In 2018, United Learning began a relationship with the NCETM at system leadership level, working with an Assistant Director from the NCETM’s System Leadership Team to develop the trust’s strategy for primary maths. By 2022, the partnership had developed, and Maths Hubs began to get involved more directly with United Learning’s schools and teachers. Representatives from the NCETM and Turing NW Maths Hub led sessions at United Learning’s northern conference, and leaders from London South East Plus Maths Hub did the same at the southern conference.

Meanwhile, United Learning’s Director of Maths explored the professional and school development programmes offered by the NCETM and Maths Hubs that would be most suited to United Learning’s needs. By January 2023, there were representatives from United Learning taking part in the Secondary MAT Maths Leaders Community, and, following the green light from the trust’s CEO Jon Coles, planning started for teachers from the trust to get involved in LLME (local leaders of maths education) development programmes including Mastery Specialists, as well as the Specialist Knowledge for Teaching Mathematics (SKTM) Programme for Secondary Non-specialist Teachers, and bespoke Teaching for Mastery Development Work Groups.

2023 saw the relationship between United Learning and Maths Hubs develop further: a summer start for the SKTM Programme enabled non-specialists teaching maths to get support for their subject and pedagogical knowledge, and Maths Hubs were represented at all United Learning conferences. In the early stages, local leaders of mathematics education from outside the trust offered their expertise at these conferences, but over time, the trust’s own teachers enhanced their expertise with their hubs, and presented it to their colleagues.

System leadership support between the trust and hubs was facilitated by United Learning’s maths advisers and leaders in each hub. Schools in the trust were all contacted by their local Maths Hub so conversations could happen about each school’s maths CPD needs. All messages were echoed in the trust’s newsletters, so a common approach and understanding underpinned the involvement trust-wide.

The focus

United Learning’s Director of Maths decided early in the partnership to focus on hubs working with the trust’s secondary schools; the ultimate aspiration is for all trust schools to participate in teaching for mastery programmes with their local hub. Initially, Mastery Specialists from within and outside the trust worked with groups of United Learning schools, and mastery started to develop in their maths departments. The groups were put together based both on locality and the needs and context of the schools involved. At all times it was a true partnership, with CPD activity embodying the trust’s strategy for maths, the requirements of the schools taking part, and the Maths Hub’s fidelity to the principles of mastery.

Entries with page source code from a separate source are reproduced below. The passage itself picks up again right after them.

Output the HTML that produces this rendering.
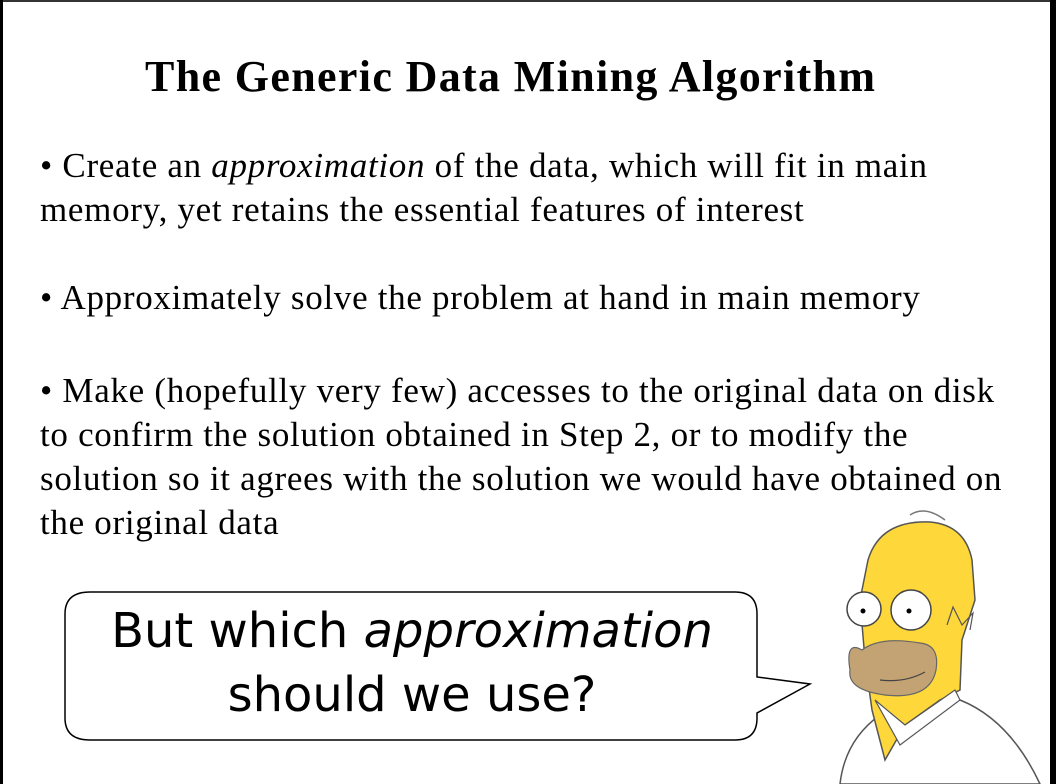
<!DOCTYPE html>
<html><head><meta charset="utf-8"><style>
html,body{margin:0;padding:0}
body{width:1056px;height:784px;position:relative;overflow:hidden;background:#fff;font-family:"Liberation Serif",serif;color:#000}
.t{position:absolute;left:145px;top:51px;font-size:44px;letter-spacing:1.35px;font-weight:bold;white-space:nowrap}
.p{position:absolute;left:40px;font-size:35px;letter-spacing:0.7px;line-height:44px;white-space:nowrap}
.b{position:absolute;font-family:"DejaVu Sans",sans-serif;font-size:48px;text-align:center;width:700px;left:62px;white-space:nowrap}
</style></head><body>
<div style="position:absolute;left:0;top:0;width:1056px;height:2px;background:#333"></div>
<div style="position:absolute;left:0;top:0;width:3px;height:784px;background:#000"></div>
<div style="position:absolute;right:0;top:0;width:6px;height:784px;background:#000"></div>
<div class="t">The Generic Data Mining Algorithm</div>
<div class="p" style="top:144px">• Create an <i>approximation</i> of the data, which will fit in main<br>memory, yet retains the essential features of interest</div>
<div class="p" style="top:276px">• Approximately solve the problem at hand in main memory</div>
<div class="p" style="top:369px">• Make (hopefully very few) accesses to the original data on disk<br>to confirm the solution obtained in Step 2, or to modify the<br>solution so it agrees with the solution we would have obtained on<br>the original data</div>
<svg style="position:absolute;left:0;top:0" width="1056" height="784">
<path d="M90 592 H735 Q757 592 757 614 V677 L810 684 L757 713 V718 Q757 740 735 740 H90 Q65 740 65 718 V614 Q65 592 90 592 Z" fill="#fff" stroke="#000" stroke-width="1.5"/>
<path d="M840 784 Q845 740 880 715 L960 700 Q1010 720 1040 784 Z" fill="#fff" stroke="#555" stroke-width="1.5"/>
<path d="M872 710 L885 760 L905 725 L940 700 L960 690 L962 640 L975 600 L972 560 Q965 525 930 522 Q880 520 868 560 L860 600 L865 660 Z" fill="#fed83a" stroke="#555" stroke-width="1.5"/>
<path d="M875 700 L900 745 L960 700 L955 690 L905 725 Z" fill="#fff" stroke="#555" stroke-width="1.2"/>
<path d="M910 515 Q925 505 945 520" fill="none" stroke="#777" stroke-width="1.5"/>
<path d="M862 650 Q845 640 850 670 Q847 690 885 695 Q930 700 936 670 Q940 645 920 643 Q880 636 862 650 Z" fill="#c3a373" stroke="#666" stroke-width="1.2"/>
<path d="M880 680 Q905 683 925 672" fill="none" stroke="#444" stroke-width="1.2"/>
<circle cx="864" cy="609" r="17" fill="#fff" stroke="#444" stroke-width="1.5"/>
<circle cx="911" cy="610" r="20" fill="#fff" stroke="#444" stroke-width="1.5"/>
<circle cx="863" cy="611" r="2.5" fill="#000"/><circle cx="909" cy="611" r="2.5" fill="#000"/>
<path d="M947 625 L953 607 L962 625 L973 613 L970 630" fill="none" stroke="#555" stroke-width="1.2"/>
</svg>
<div class="b" style="top:603px">But which <i>approximation</i></div>
<div class="b" style="top:667px">should we use?</div>
</body></html>
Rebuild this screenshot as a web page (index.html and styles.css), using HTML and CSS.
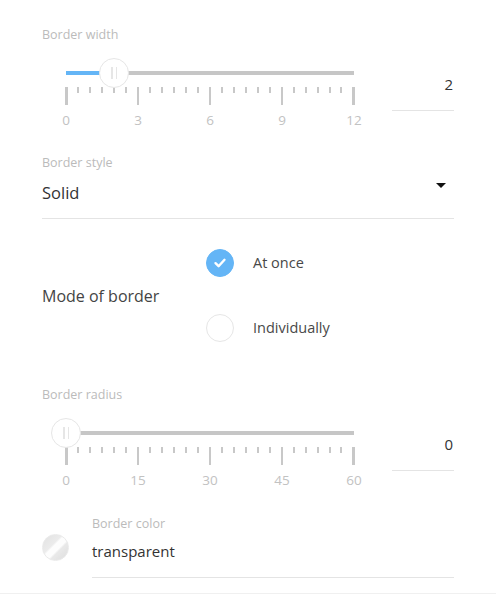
FILE: index.html
```html
<!DOCTYPE html>
<html>
<head>
<meta charset="utf-8">
<link rel="stylesheet" href="styles.css">
</head>
<body>
<div class="panel">
  <div class="field-label">Border width</div>
  <div class="slider-row">
    <div class="slider">
      <div class="track-area">
        <div class="track"><div class="fill" style="width: 16.7%"></div></div>
        <div class="thumb" style="left: 16.7%"><span></span><span></span></div>
      </div>
      <div class="ticks">
        <i class="major"></i><i></i><i></i><i></i><i></i><i></i>
        <i class="major"></i><i></i><i></i><i></i><i></i><i></i>
        <i class="major"></i><i></i><i></i><i></i><i></i><i></i>
        <i class="major"></i><i></i><i></i><i></i><i></i><i></i>
        <i class="major"></i>
      </div>
      <div class="tick-labels"><span>0</span><span>3</span><span>6</span><span>9</span><span>12</span></div>
    </div>
    <div class="value">2</div>
  </div>

  <div class="field-label style-label">Border style</div>
  <div class="select">
    <span>Solid</span>
    <span class="caret"></span>
  </div>

  <div class="mode-row">
    <div class="mode-label">Mode of border</div>
    <div class="radios">
      <div class="radio-item">
        <span class="radio checked">
          <svg width="14" height="14" viewBox="0 0 14 14"><path d="M2.5 7.2 L5.6 10.2 L11.5 3.8" fill="none" stroke="#fff" stroke-width="2.4" stroke-linecap="round" stroke-linejoin="round"/></svg>
        </span>
        <span class="radio-text">At once</span>
      </div>
      <div class="radio-item">
        <span class="radio"></span>
        <span class="radio-text">Individually</span>
      </div>
    </div>
  </div>

  <div class="field-label radius-label">Border radius</div>
  <div class="slider-row">
    <div class="slider">
      <div class="track-area">
        <div class="track"></div>
        <div class="thumb" style="left: 0%"><span></span><span></span></div>
      </div>
      <div class="ticks">
        <i class="major"></i><i></i><i></i><i></i><i></i><i></i>
        <i class="major"></i><i></i><i></i><i></i><i></i><i></i>
        <i class="major"></i><i></i><i></i><i></i><i></i><i></i>
        <i class="major"></i><i></i><i></i><i></i><i></i><i></i>
        <i class="major"></i>
      </div>
      <div class="tick-labels"><span>0</span><span>15</span><span>30</span><span>45</span><span>60</span></div>
    </div>
    <div class="value">0</div>
  </div>

  <div class="color-row">
    <div class="swatch"></div>
    <div class="color-field">
      <div class="field-label">Border color</div>
      <div class="color-value">transparent</div>
    </div>
  </div>
</div>
<div class="footer-line"></div>
</body>
</html>
```

FILE: styles.css
```css
html, body {
  margin: 0;
  padding: 0;
  background: #fff;
}
body {
  font-family: "Open Sans", "Lato", sans-serif;
  color: #333;
  width: 498px;
}
.panel {
  padding: 27px 44px 0 42px;
}
.field-label {
  font-size: 12.5px;
  line-height: 16px;
  color: #bbbbbb;
}
.slider-row {
  display: flex;
  margin-top: 14px;
}
.slider {
  margin-left: 24px;
  width: 288px;
}
.track-area {
  position: relative;
  height: 30px;
}
.track {
  position: relative;
  top: 14px;
  height: 4px;
  background: #c6c6c6;
}
.fill {
  height: 4px;
  background: #64b5f6;
}
.thumb {
  position: absolute;
  top: 1px;
  width: 28px;
  height: 28px;
  margin-left: -15px;
  border: 1px solid #e6e6e6;
  border-radius: 50%;
  background: #fff;
  display: flex;
  justify-content: center;
  align-items: center;
  gap: 3px;
}
.thumb span {
  width: 1.5px;
  height: 12px;
  background: #e6e6e6;
}
.ticks {
  display: flex;
  justify-content: space-between;
  align-items: flex-start;
  width: 290px;
  margin-left: -1px;
  height: 18px;
}
.ticks i {
  display: block;
  width: 2px;
  height: 6px;
  background: #c8c8c8;
}
.ticks i.major {
  height: 18px;
  width: 2.5px;
}
.tick-labels {
  display: flex;
  justify-content: space-between;
  margin-top: 7px;
  font-size: 13.5px;
  line-height: 16px;
  color: #c2c2c2;
}
.tick-labels span {
  width: 0;
  display: flex;
  justify-content: center;
  white-space: nowrap;
}
.value {
  margin-left: 38px;
  width: 62px;
  margin-top: 17px;
  height: 20px;
  padding-bottom: 16px;
  border-bottom: 1px solid #e4e4e4;
  text-align: right;
  font-size: 15px;
  line-height: 20px;
  color: #333;
  box-sizing: content-box;
  padding-right: 1px;
}
.style-label {
  margin-top: 27px;
}
.select {
  margin-top: 12px;
  display: flex;
  justify-content: space-between;
  align-items: flex-start;
  font-size: 16.5px;
  line-height: 20px;
  color: #333;
  padding-bottom: 15px;
  border-bottom: 1px solid #e4e4e4;
}
.caret {
  margin-top: 0px;
  margin-right: 8px;
  width: 0;
  height: 0;
  border-left: 5px solid transparent;
  border-right: 5px solid transparent;
  border-top: 5px solid #111;
}
.mode-row {
  display: flex;
  align-items: center;
  margin-top: 30px;
}
.mode-label {
  width: 164px;
  font-size: 16px;
  line-height: 20px;
  color: #444;
}
.radios {
  display: flex;
  flex-direction: column;
  gap: 37px;
}
.radio-item {
  display: flex;
  align-items: center;
  height: 28px;
}
.radio {
  width: 26px;
  height: 26px;
  border: 1px solid #e6e6e6;
  border-radius: 50%;
  background: #fff;
  display: flex;
  align-items: center;
  justify-content: center;
}
.radio.checked {
  background: #64b5f6;
  border-color: #64b5f6;
}
.radio-text {
  margin-left: 19px;
  font-size: 14.5px;
  line-height: 20px;
  color: #484848;
}
.radius-label {
  margin-top: 45px;
}
.color-row {
  display: flex;
  align-items: center;
  margin-top: 28px;
  margin-bottom: 15px;
}
.swatch {
  width: 25px;
  height: 25px;
  border-radius: 50%;
  border: 1px solid #eaeaea;
  background: linear-gradient(135deg, #e2e2e2 0%, #ebebeb 38%, #fdfdfd 44%, #fdfdfd 58%, #e9e9e9 64%, #dddddd 100%);
}
.color-field {
  flex: 1;
  margin-left: 23px;
  padding-bottom: 16px;
  border-bottom: 1px solid #e4e4e4;
}
.color-value {
  margin-top: 9px;
  font-size: 15px;
  line-height: 20px;
  color: #333;
}
.footer-line {
  width: 496px;
  border-top: 1px solid #f0f0f0;
}
```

Over time, the schools participating in these groups will move into Work Groups (local, collaborative CPD clusters) with schools outside the trust who are at a similar stage in their mastery journey. This outward-looking approach enables United Learning to grow local relationships further, and to continue developing its own teachers.

Our trust is working in partnership with Maths Hubs because we want all teachers to use the Five Big Ideas in Teaching for Mastery in their lessons. Teachers are supported by Mastery Specialists to develop their pedagogy alongside colleagues from other local trust schools. Together they share best practice, resources and ideas to ensure the powerful knowledge in our curriculum is implemented effectively. 
Director of Maths, United Learning

The programmes

Mindful of the national shortage of maths teachers, the trust’s leadership team took advantage of another programme offered by Maths Hubs – Specialist Knowledge for Teaching Mathematics: (Secondary Non-specialist Teachers). The Director of Maths at United Learning is involved in delivering this, and is a local leader of mathematics education for the local Maths Hub, London South East Plus

As a Cohort Lead for the SKTM Programme, the Director for Maths formed a national cohort of those teaching maths in United Learning schools who had not trained in maths. Upskilling the trust’s teachers in this way was significant in staff retention; it developed the confidence of those teaching maths outside their subject area, and helped them understand both the subject and the pedagogy behind it. As an LLME leading a cohort, the Director of Maths made the Non-specialist Teachers Programme bespoke to United Learning’s teachers, adapting the order of sessions to suit the trust’s curriculum, for example. 

“Teachers are more confident planning and delivering lessons and are starting to engage with the Five Big Ideas by discussing the importance of representations, variation and non-examples.”

Being part of the LLME Community with London South East Plus also meant that the Director of Maths at United Learning received support with professional development. LLMEs are experts in leading maths curriculum and pedagogy, maths professional development, and maths school development, and work together as a hub-based group each year to hone and refine these skills.

  • FIND OUT: What’s involved in being an LLME?

The curriculum

The trust’s maths departments have also been using NCETM materials to support their curriculum, underpinning this with professional development activity so teachers engage fully with their planning. United Learning wants to ensure that, whilst high-quality centralised resources are part of the planning process, teachers are not de-professionalised and instead feel empowered to enhance lesson resources using teaching for mastery approaches.

This work represents just the start of United Learning’s partnership with Maths Hubs. The trust’s vision is for all its schools to work with their Maths Hub, and for there to be at least one Mastery Specialist in each geographical cluster of schools. It is hoped that the model established by United Learning – focusing on the development needs of groups of its schools, and the retention of its workforce – will be adopted and developed by trusts across England working with their Maths Hubs.